Rule of thumb, if you have to find top k of anything, give priority queue a thought, and to understand priority queues, it is very important to understand the fundamentals of heaps.

This is a straight forward application of priority queues. All we have to do is count the frequency of each word in the keywords list in the given list of reviews. Once we have the frequency count, use priority queue to find the top K keywords.

Implementation notes
1. Convert the list of keywords into a set, to have an efficient lookup.
2. Split each review into words and check if the word is the keyword set.
3. If yes, increment the frequency count.
4. Put the map of words to frequency into the priority queue and pluck top K words. Adjust the comparator function to have order on the frequency and then alphabetically.
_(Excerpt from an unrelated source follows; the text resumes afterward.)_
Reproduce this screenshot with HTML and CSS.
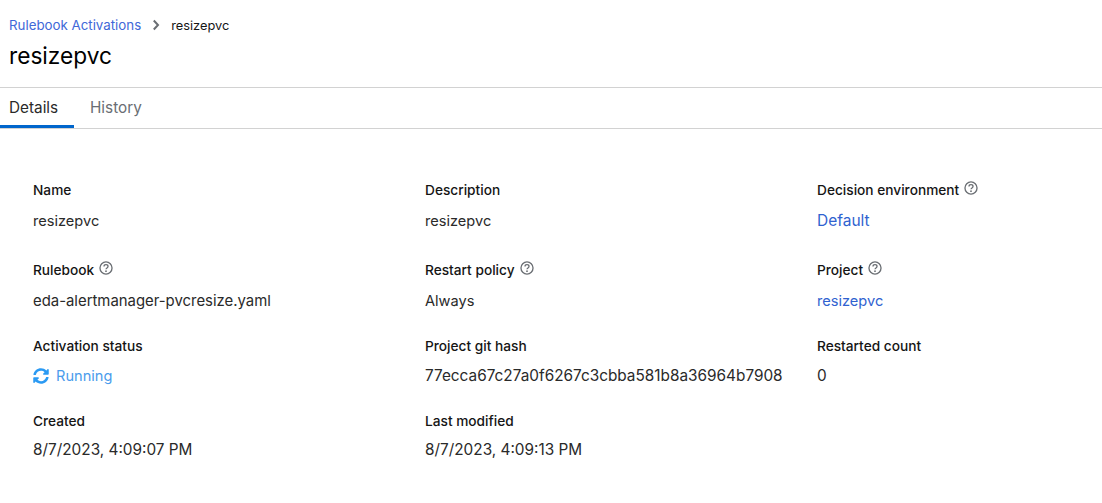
FILE: index.html
```html
<!DOCTYPE html>
<html lang="en">

<head>
    <meta charset="UTF-8">
    <meta name="viewport" content="width=device-width, initial-scale=1.0">
    <title>resizepvc</title>
    <link rel="stylesheet" href="styles.css">
</head>

<body>
    <svg class="sprites" width="0" height="0" aria-hidden="true">
        <symbol id="help" viewBox="0 0 16 16">
            <circle cx="8" cy="8" r="6.9" fill="none" stroke="currentColor" stroke-width="1.5" />
            <path d="M5.700 6.300c0-1.300 1-2.100 2.300-2.100s2.300.8 2.300 2c0 1.800-2.300 1.700-2.300 3.300" fill="none" stroke="currentColor" stroke-width="1.500" />
            <circle cx="8" cy="11.700" r="1" fill="currentColor" />
        </symbol>
    </svg>

    <header class="page-header">
        <nav class="breadcrumb">
            <a href="#">Rulebook Activations</a>
            <svg class="crumb-sep" viewBox="0 0 8 12" width="8" height="12"><path d="M1.800 1.500 6 6l-4.200 4.500" fill="none" stroke="currentColor" stroke-width="2" /></svg>
            <span>resizepvc</span>
        </nav>
        <h1>resizepvc</h1>
    </header>

    <div class="tabs">
        <div class="tab active">Details</div>
        <div class="tab">History</div>
    </div>

    <main class="details">
        <div class="item row-1">
            <div class="label">Name</div>
            <div class="value">resizepvc</div>
        </div>
        <div class="item row-1">
            <div class="label">Description</div>
            <div class="value">resizepvc</div>
        </div>
        <div class="item row-1">
            <div class="label">Decision environment <svg class="help"><use href="#help" /></svg></div>
            <div class="value"><a class="wide" href="#">Default</a></div>
        </div>

        <div class="item row-2">
            <div class="label">Rulebook <svg class="help"><use href="#help" /></svg></div>
            <div class="value filename">eda-alertmanager-pvcresize.yaml</div>
        </div>
        <div class="item row-2">
            <div class="label">Restart policy <svg class="help"><use href="#help" /></svg></div>
            <div class="value">Always</div>
        </div>
        <div class="item row-2">
            <div class="label">Project <svg class="help"><use href="#help" /></svg></div>
            <div class="value"><a href="#">resizepvc</a></div>
        </div>

        <div class="item row-3">
            <div class="label">Activation status</div>
            <div class="value status">
                <svg class="sync" viewBox="0 0 512 512" width="16" height="16">
                    <path fill="currentColor" d="M370.700 133.300C339.500 104 298.900 88 255.800 88c-77.500.1-144.300 53.200-162.800 126.900-1.300 5.400-6.100 9.200-11.700 9.200H24.100c-7.500 0-13.200-6.800-11.800-14.200C33.900 94.900 134.800 8 256 8c66.400 0 126.800 26.100 171.300 68.700L463 41c15.100-15.100 41-4.400 41 17v134c0 13.300-10.700 24-24 24H346c-21.400 0-32.100-25.900-17-41l41.700-41.700zM32 296h134c21.400 0 32.100 25.900 17 41l-41.700 41.700c31.200 29.300 71.800 45.300 114.900 45.300 77.400-.1 144.300-53.100 162.800-126.800 1.300-5.400 6.100-9.200 11.700-9.200h57.300c7.500 0 13.200 6.800 11.800 14.200C478.100 417.100 377.200 504 256 504c-66.400 0-126.800-26.100-171.300-68.700L49 471c-15.100 15.100-41 4.400-41-17V320c0-13.300 10.700-24 24-24z" />
                </svg>
                Running
            </div>
        </div>
        <div class="item row-3">
            <div class="label">Project git hash</div>
            <div class="value numeric">77ecca67c27a0f6267c3cbba581b8a36964b7908</div>
        </div>
        <div class="item row-3">
            <div class="label">Restarted count</div>
            <div class="value numeric">0</div>
        </div>

        <div class="item row-4">
            <div class="label">Created</div>
            <div class="value numeric">8/7/2023, 4:09:07 PM</div>
        </div>
        <div class="item row-4">
            <div class="label">Last modified</div>
            <div class="value numeric">8/7/2023, 4:09:13 PM</div>
        </div>
    </main>
</body>

</html>
```

FILE: styles.css
```css
body {
    font-family: 'Inter', sans-serif;
    background-color: #fff;
    color: #151515;
    margin: 0;
    padding: 0;
}

a {
    color: #2f62d0;
    text-decoration: none;
}

.sprites {
    display: block;
    height: 0;
}

.page-header {
    height: 88px;
    box-sizing: border-box;
    padding: 15px 9px 0;
    border-bottom: 1px solid #d2d2d2;
}

.breadcrumb {
    display: flex;
    align-items: center;
    gap: 11px;
    height: 20px;
    font-size: 12.800px;
}

.breadcrumb a {
    font-size: 13.300px;
    color: #4168d8;
}

.crumb-sep {
    color: #6a6e73;
}

h1 {
    margin: 8px 0 0;
    font-size: 22.700px;
    font-weight: 400;
    line-height: 26px;
    color: #000;
}

.tabs {
    display: flex;
    height: 41px;
    box-sizing: border-box;
    border-bottom: 1px solid #d2d2d2;
}

.tab {
    padding: 10px 16px 0;
    font-size: 15.300px;
    color: #6a6e73;
}

.tab.active {
    width: 74px;
    box-sizing: border-box;
    padding-left: 9px;
    padding-right: 0;
    height: 40px;
    color: #2a2a2a;
    border-bottom: 3px solid #06c;
}

.details {
    display: grid;
    grid-template-columns: 392px 392px 1fr;
    padding: 51px 0 0 33px;
}

.item {
    display: flex;
    flex-direction: column;
}

.row-1 { height: 80px; }
.row-2 { height: 76px; }
.row-3 { height: 75px; }

.label {
    display: flex;
    align-items: center;
    gap: 5px;
    height: 20px;
    font-size: 13.700px;
    font-weight: 500;
}

.value {
    margin-top: 10px;
    height: 20px;
    line-height: 20px;
    font-size: 14.600px;
    color: #2a2a2a;
}

.row-1 .value,
.row-2 .value {
    margin-top: 11px;
}

.row-4 .value {
    margin-top: 9px;
}

.numeric {
    font-size: 15.350px;
}

.filename {
    font-size: 14.900px;
}

.wide {
    font-size: 15.500px;
}

.help {
    width: 14px;
    height: 14px;
    color: #6a6e73;
    margin-top: -5px;
}

.value.status {
    display: flex;
    align-items: center;
    gap: 7px;
    color: #4a9cec;
}

.sync {
    color: #2b9af3;
}
```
Top K frequent keywords in reviews

public List<String> findKWordsInReviews(int k,
                       List<String>keywords, List<String> reviews) {

        List<String> res = new ArrayList<>();

        //For fast look up. additional space O(n)
        Set<String> set = new HashSet<>(keywords);

        //To store the freq count of keywords
        Map<String, Integer> map = new HashMap<>();

        //Go through each review
        for(String review : reviews) {
            //Split the reviews in words
            String[] words = review .split("\\W");

            //So that we do not count word twice
            Set<String> added = new HashSet<>();
            for(String word : words) {
                //As it is case sensitive
                word = word.toLowerCase();
                //If word is keywords and not yet added
                if(set.contains(word) && !added.contains(word)) {
                    map.put(word, map.getOrDefault(word, 0) + 1);
                    added.add(word);
                }
            }
        }

        //Add the map created into the priority queue.
        Queue<Map.Entry<String, Integer>> maxHeap = new PriorityQueue<>(
                (a, b)->a.getValue() == b.getValue()
                        ? a.getKey().compareTo(b.getKey())
                        : b.getValue() - a.getValue());

        //Add everything to PQ
        maxHeap.addAll(map.entrySet());

        //Take out top k words
        while(!maxHeap.isEmpty() && k-- > 0) {
            res.add(maxHeap.poll().getKey());
        }
        return res;
    }

The complexity of this code depends on the following :
1. No of keywords let’s say is n
2. No of reviews, m
3. K

If we are using max heap approach, building a max heap with n keywords will take O(n), while taking out k words from it, will take O(klogn).

Splitting the reviews into words will take O(m * average length of reviews) with additional space depending on the number of words in reviews.